I'd have to admit, I've always been an over the top disney fan in all my 32 years. My family has taken plenty of trips throughout my childhood to WDW and found myself making frequent trips with my friends as I got older. Not that it's locally convenient because it's not, I've always resided in the mid-Atlantic region. A few years ago I just started to realize that I'm making frequent trips every 2-3 years and nothing as changed (outside of a meet and greet) This is referencing all four of the major parks. Just mundane upgrades or packages that I've purchased but felt it was more otiose at best. I too can say that I've been coaxed into the Universal Studios revamp after Harry Potter. Although I wasn't the biggest fan of the movies, Universal has been pushing the envelope for new and creative experiences. This has resulted in me going every year, mostly twice with Halloween Horror Nights and avoiding Disney all together, more so for lack of excitement than financial purposes. Just like your article stated, I've decided to spend my Disney dollars on Caribbean & European vacations these pass years.

Excellent article! I started taking my daughter when she was 3 an did not go myself until I was an adult an we where that family that annually made the trek to Disney. However, we went this year with grandkids an the "magic" has definitely faded with the Disney greed. I remember before the ABC buy when Walt's dream was alive an greed was not the sole objective an exquisite face painting was free at the Marketplace an Disney was worthy of my money an annual visits, but that feeling an "magic" will never be instilled in my grandchildren because I have lost it. I have no desire to return to what has now just become about the bottom dollar an not Walt's dream for a place of "magic" any longer!

Absolutely correct.
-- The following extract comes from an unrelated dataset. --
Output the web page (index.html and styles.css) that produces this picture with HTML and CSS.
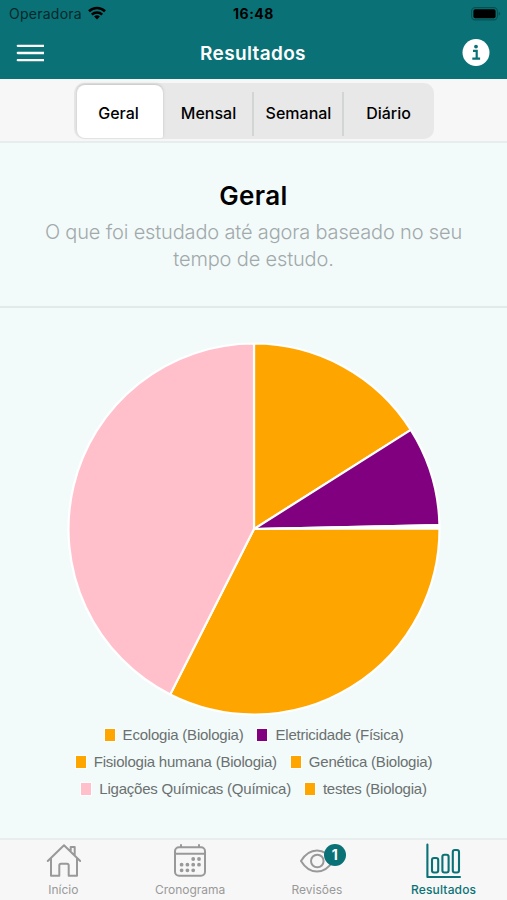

We used to go every year or other year but no longer, it has gotten too expensive. Now it will be every 5 years and wev will not go to the parks everyday and will go to universal instead. Sorry but even staying at a valued resort for a week and then tickets and food etc you are readily in the 3600 out higher for a family of four

I have to agree Disney has increase prices every year and basically if I don't get the free dining I don't book a trip (thats only way I see the value because of my kids age). When my children are alittle older I will skip Disney all together and attend Universal if the price is less. I went for a couple days this year and we stayed outside the park during Halloween. We actually did Mickey's not so Scary twice and way better value for your money. You might have to wait until the evening before you enter the park but you get everything done (because lines are short), cooler weather, lower ticket price and only buying 1 meal inside park. I attended Universal on horror night and I have to say I was impressed with all the upgrades they have done to the park. Saying that I haven't been there for a few years but I was impressed with Harry Potter and Simpson theme area.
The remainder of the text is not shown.